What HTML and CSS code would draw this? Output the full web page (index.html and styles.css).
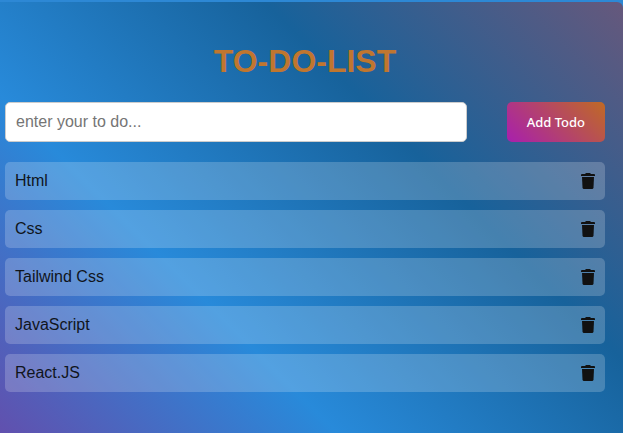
FILE: index.html
```html
<!DOCTYPE html>
<html lang="en">
<head>
<meta charset="utf-8">
<title>To-Do-List</title>
<link rel="stylesheet" href="styles.css">
</head>
<body>
<svg class="sprite" aria-hidden="true">
  <symbol id="trash" viewBox="0 0 14 16">
    <path d="M4 1 5 0h4l1 1h3q1 0 1 1v1H0V2q0-1 1-1z"/>
    <path d="M1 4h12l-.5 10.500q-.1 1.500-1.500 1.500H3q-1.400 0-1.500-1.500z"/>
  </symbol>
</svg>
<main class="card">
  <h1 class="title">TO-DO-LIST</h1>
  <form class="entry">
    <input class="entry-input" type="text" placeholder="enter your to do..." aria-label="New to do">
    <button class="entry-add" type="button">Add Todo</button>
  </form>
  <ul class="list">
    <li class="item"><span>Html</span><button class="remove" type="button" aria-label="Delete Html"><svg class="icon"><use href="#trash"/></svg></button></li>
    <li class="item"><span>Css</span><button class="remove" type="button" aria-label="Delete Css"><svg class="icon"><use href="#trash"/></svg></button></li>
    <li class="item"><span>Tailwind Css</span><button class="remove" type="button" aria-label="Delete Tailwind Css"><svg class="icon"><use href="#trash"/></svg></button></li>
    <li class="item"><span>JavaScript</span><button class="remove" type="button" aria-label="Delete JavaScript"><svg class="icon"><use href="#trash"/></svg></button></li>
    <li class="item"><span>React.JS</span><button class="remove" type="button" aria-label="Delete React.JS"><svg class="icon"><use href="#trash"/></svg></button></li>
  </ul>
</main>
</body>
</html>
```
FILE: styles.css
```css
* {
  box-sizing: border-box;
}

body {
  margin: 0;
  padding-top: 2px;
  background: #2d88d5;
  font-family: "Liberation Sans", Arial, sans-serif;
}

.sprite {
  display: none;
}

.card {
  min-height: calc(100vh - 2px);
  padding: 40px 18px 40px 5px;
  border-top-right-radius: 6px;
  background: linear-gradient(45deg, #6150ae 0%, #288ada 32%, #17629b 66%, #66587c 100%);
}

.title {
  margin: 0 0 22px;
  color: #c0762f;
  font-size: 32px;
  line-height: 38px;
  text-align: center;
}

.entry {
  display: flex;
  gap: 40px;
  margin-bottom: 20px;
}

.entry-input {
  flex: 1;
  min-width: 0;
  height: 40px;
  padding: 0 10px;
  border: 1px solid #ccc;
  border-radius: 5px;
  background: #fff;
  font: 16px "Liberation Sans", Arial, sans-serif;
}

.entry-input::placeholder {
  color: #757575;
}

.entry-add {
  height: 40px;
  padding: 0 20px;
  border: 0;
  border-radius: 5px;
  background: linear-gradient(45deg, #a81fae, #c06a24);
  color: #fff;
  font: 500 13px "Noto Sans", sans-serif;
}

.list {
  display: flex;
  flex-direction: column;
  gap: 10px;
  margin: 0;
  padding: 0;
  list-style: none;
}

.item {
  display: flex;
  align-items: center;
  justify-content: space-between;
  height: 38px;
  padding: 0 10px;
  border-radius: 5px;
  background: rgba(255, 255, 255, 0.2);
  color: #10151c;
  font-size: 16px;
}

.remove {
  display: flex;
  padding: 0;
  border: 0;
  background: none;
  color: #111;
}

.icon {
  width: 14px;
  height: 16px;
  fill: currentColor;
}
```
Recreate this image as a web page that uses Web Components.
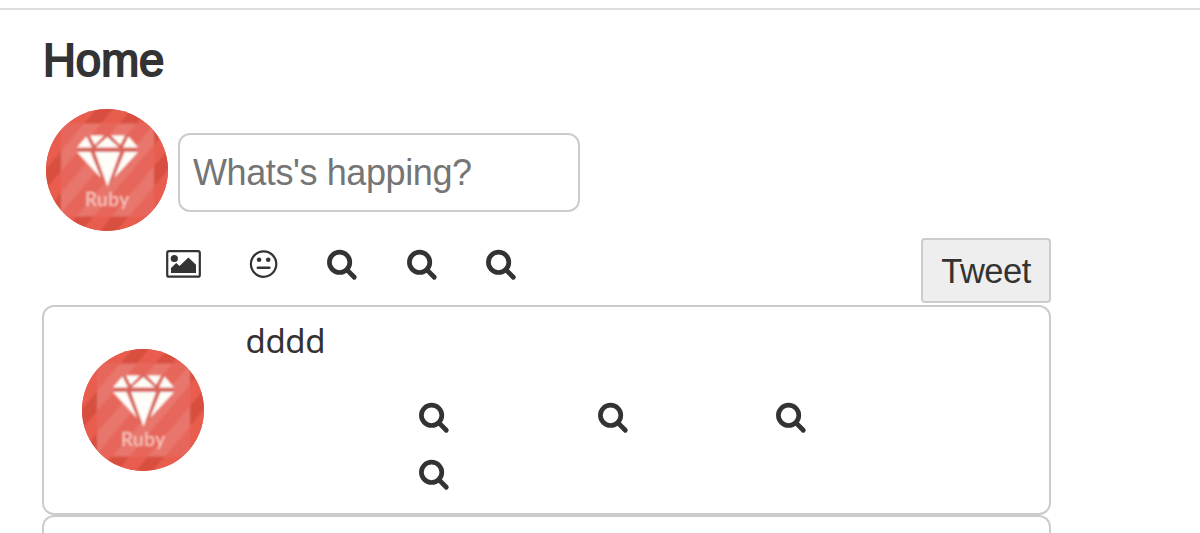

══════════

YOUR GOAL: Set the listing down in full and exactly. Pictures within it should not appear in the copy.

CORRECT RESPONSE:
What HTML and CSS code would draw this? Output the full web page (index.html and styles.css).
FILE: index.html
```html
<!DOCTYPE html>
<html lang="en">
<head>
<meta charset="utf-8">
<title>To-Do-List</title>
<link rel="stylesheet" href="styles.css">
</head>
<body>
<svg class="sprite" aria-hidden="true">
  <symbol id="trash" viewBox="0 0 14 16">
    <path d="M4 1 5 0h4l1 1h3q1 0 1 1v1H0V2q0-1 1-1z"/>
    <path d="M1 4h12l-.5 10.500q-.1 1.500-1.500 1.500H3q-1.400 0-1.500-1.500z"/>
  </symbol>
</svg>
<main class="card">
  <h1 class="title">TO-DO-LIST</h1>
  <form class="entry">
    <input class="entry-input" type="text" placeholder="enter your to do..." aria-label="New to do">
    <button class="entry-add" type="button">Add Todo</button>
  </form>
  <ul class="list">
    <li class="item"><span>Html</span><button class="remove" type="button" aria-label="Delete Html"><svg class="icon"><use href="#trash"/></svg></button></li>
    <li class="item"><span>Css</span><button class="remove" type="button" aria-label="Delete Css"><svg class="icon"><use href="#trash"/></svg></button></li>
    <li class="item"><span>Tailwind Css</span><button class="remove" type="button" aria-label="Delete Tailwind Css"><svg class="icon"><use href="#trash"/></svg></button></li>
    <li class="item"><span>JavaScript</span><button class="remove" type="button" aria-label="Delete JavaScript"><svg class="icon"><use href="#trash"/></svg></button></li>
    <li class="item"><span>React.JS</span><button class="remove" type="button" aria-label="Delete React.JS"><svg class="icon"><use href="#trash"/></svg></button></li>
  </ul>
</main>
</body>
</html>
```
FILE: styles.css
```css
* {
  box-sizing: border-box;
}

body {
  margin: 0;
  padding-top: 2px;
  background: #2d88d5;
  font-family: "Liberation Sans", Arial, sans-serif;
}

.sprite {
  display: none;
}

.card {
  min-height: calc(100vh - 2px);
  padding: 40px 18px 40px 5px;
  border-top-right-radius: 6px;
  background: linear-gradient(45deg, #6150ae 0%, #288ada 32%, #17629b 66%, #66587c 100%);
}

.title {
  margin: 0 0 22px;
  color: #c0762f;
  font-size: 32px;
  line-height: 38px;
  text-align: center;
}

.entry {
  display: flex;
  gap: 40px;
  margin-bottom: 20px;
}

.entry-input {
  flex: 1;
  min-width: 0;
  height: 40px;
  padding: 0 10px;
  border: 1px solid #ccc;
  border-radius: 5px;
  background: #fff;
  font: 16px "Liberation Sans", Arial, sans-serif;
}

.entry-input::placeholder {
  color: #757575;
}

.entry-add {
  height: 40px;
  padding: 0 20px;
  border: 0;
  border-radius: 5px;
  background: linear-gradient(45deg, #a81fae, #c06a24);
  color: #fff;
  font: 500 13px "Noto Sans", sans-serif;
}

.list {
  display: flex;
  flex-direction: column;
  gap: 10px;
  margin: 0;
  padding: 0;
  list-style: none;
}

.item {
  display: flex;
  align-items: center;
  justify-content: space-between;
  height: 38px;
  padding: 0 10px;
  border-radius: 5px;
  background: rgba(255, 255, 255, 0.2);
  color: #10151c;
  font-size: 16px;
}

.remove {
  display: flex;
  padding: 0;
  border: 0;
  background: none;
  color: #111;
}

.icon {
  width: 14px;
  height: 16px;
  fill: currentColor;
}
```
Recreate this image as a web page that uses Web Components.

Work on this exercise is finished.